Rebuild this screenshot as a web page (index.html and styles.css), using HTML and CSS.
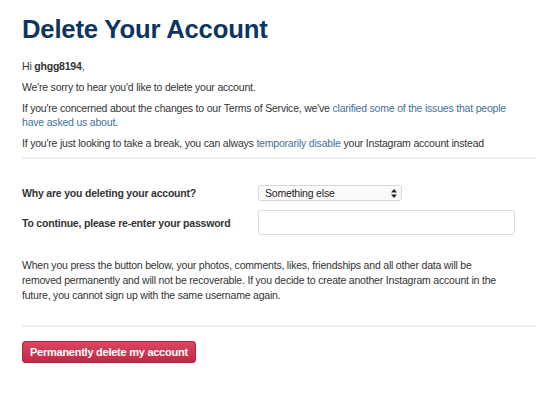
FILE: index.html
```html
<!DOCTYPE html>
<html lang="en">
<head>
	<meta charset="UTF-8">
	<title>Delete Your Account</title>
	<link rel="stylesheet" href="styles.css">
</head>
<body>
	<div class="page">
		<h1>Delete Your Account</h1>
		<p class="hi">Hi <strong>ghgg8194</strong>,</p>
		<p>We're sorry to hear you'd like to delete your account.</p>
		<p>If you're concerned about the changes to our Terms of Service, we've <a href="#">clarified some of the issues that people have asked us about</a>.</p>
		<p>If you're just looking to take a break, you can always <a href="#">temporarily disable</a> your Instagram account instead</p>
		<hr>
		<form class="delete-form">
			<div class="row">
				<label for="reason">Why are you deleting your account?</label>
				<div class="select">
					<span>Something else</span>
					<svg width="6" height="9" viewBox="0 0 6 9"><path d="M3 0L6 3.5H0Z M3 9L0 5.5H6Z" fill="#222"/></svg>
				</div>
			</div>
			<div class="row">
				<label for="password">To continue, please re-enter your password</label>
				<input type="password" id="password" class="password">
			</div>
			<p class="warning">When you press the button below, your photos, comments, likes, friendships and all other data will be removed permanently and will not be recoverable. If you decide to create another Instagram account in the future, you cannot sign up with the same username again.</p>
			<hr>
			<button type="button" class="delete-btn">Permanently delete my account</button>
		</form>
	</div>
</body>
</html>
```

FILE: styles.css
```css
*{
	margin: 0;
	padding: 0;
	box-sizing: border-box;
}
body{
	background: #fff;
	font-family: "Liberation Sans", Arial, sans-serif;
	font-size: 10.5px;
	letter-spacing: -0.2px;
	color: #333;
}
.page{
	padding: 14px 14px 0 22px;
}
h1{
	font-size: 25.7px;
	letter-spacing: -0.2px;
	font-weight: bold;
	color: #0d3563;
	line-height: 30px;
	margin-bottom: 15px;
}
p{
	max-width: 486px;
	line-height: 14px;
	margin-bottom: 7px;
}
a{
	color: #3f729b;
	text-decoration: none;
}
hr{
	border: 0;
	border-top: 2px solid #efefef;
	margin: 5px 0 0;
}
.delete-form{
	padding-top: 26px;
}
.row{
	display: flex;
	align-items: center;
	margin-bottom: 9px;
}
.row label{
	width: 236px;
	font-weight: bold;
}
.select{
	width: 144px;
	height: 16px;
	border: 1px solid #d6d6d6;
	border-radius: 3px;
	background: #fafafa;
	display: flex;
	align-items: center;
	justify-content: space-between;
	padding: 0 4px 0 6px;
	color: #222;
}
.password{
	width: 257px;
	height: 25px;
	border: 1px solid #dcdcdc;
	border-radius: 3px;
	background: #fff;
}
.warning{
	margin-top: 23px;
	line-height: 15px;
	margin-bottom: 22px;
}
.delete-btn{
	margin-top: 14px;
	height: 22px;
	padding: 0 7px;
	font-family: inherit;
	font-size: 11px;
	letter-spacing: -0.25px;
	font-weight: bold;
	color: #fff;
	border: 1px solid #b3243f;
	border-radius: 3px;
	background: linear-gradient(#dd4661, #c02846);
}
```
• • • • •
_What is being asked:_
Copy the material above exactly and drop the pictures.

_Solution for this exercise:_
Rebuild this screenshot as a web page (index.html and styles.css), using HTML and CSS.
FILE: index.html
```html
<!DOCTYPE html>
<html lang="en">
<head>
	<meta charset="UTF-8">
	<title>Delete Your Account</title>
	<link rel="stylesheet" href="styles.css">
</head>
<body>
	<div class="page">
		<h1>Delete Your Account</h1>
		<p class="hi">Hi <strong>ghgg8194</strong>,</p>
		<p>We're sorry to hear you'd like to delete your account.</p>
		<p>If you're concerned about the changes to our Terms of Service, we've <a href="#">clarified some of the issues that people have asked us about</a>.</p>
		<p>If you're just looking to take a break, you can always <a href="#">temporarily disable</a> your Instagram account instead</p>
		<hr>
		<form class="delete-form">
			<div class="row">
				<label for="reason">Why are you deleting your account?</label>
				<div class="select">
					<span>Something else</span>
					<svg width="6" height="9" viewBox="0 0 6 9"><path d="M3 0L6 3.5H0Z M3 9L0 5.5H6Z" fill="#222"/></svg>
				</div>
			</div>
			<div class="row">
				<label for="password">To continue, please re-enter your password</label>
				<input type="password" id="password" class="password">
			</div>
			<p class="warning">When you press the button below, your photos, comments, likes, friendships and all other data will be removed permanently and will not be recoverable. If you decide to create another Instagram account in the future, you cannot sign up with the same username again.</p>
			<hr>
			<button type="button" class="delete-btn">Permanently delete my account</button>
		</form>
	</div>
</body>
</html>
```

FILE: styles.css
```css
*{
	margin: 0;
	padding: 0;
	box-sizing: border-box;
}
body{
	background: #fff;
	font-family: "Liberation Sans", Arial, sans-serif;
	font-size: 10.5px;
	letter-spacing: -0.2px;
	color: #333;
}
.page{
	padding: 14px 14px 0 22px;
}
h1{
	font-size: 25.7px;
	letter-spacing: -0.2px;
	font-weight: bold;
	color: #0d3563;
	line-height: 30px;
	margin-bottom: 15px;
}
p{
	max-width: 486px;
	line-height: 14px;
	margin-bottom: 7px;
}
a{
	color: #3f729b;
	text-decoration: none;
}
hr{
	border: 0;
	border-top: 2px solid #efefef;
	margin: 5px 0 0;
}
.delete-form{
	padding-top: 26px;
}
.row{
	display: flex;
	align-items: center;
	margin-bottom: 9px;
}
.row label{
	width: 236px;
	font-weight: bold;
}
.select{
	width: 144px;
	height: 16px;
	border: 1px solid #d6d6d6;
	border-radius: 3px;
	background: #fafafa;
	display: flex;
	align-items: center;
	justify-content: space-between;
	padding: 0 4px 0 6px;
	color: #222;
}
.password{
	width: 257px;
	height: 25px;
	border: 1px solid #dcdcdc;
	border-radius: 3px;
	background: #fff;
}
.warning{
	margin-top: 23px;
	line-height: 15px;
	margin-bottom: 22px;
}
.delete-btn{
	margin-top: 14px;
	height: 22px;
	padding: 0 7px;
	font-family: inherit;
	font-size: 11px;
	letter-spacing: -0.25px;
	font-weight: bold;
	color: #fff;
	border: 1px solid #b3243f;
	border-radius: 3px;
	background: linear-gradient(#dd4661, #c02846);
}
```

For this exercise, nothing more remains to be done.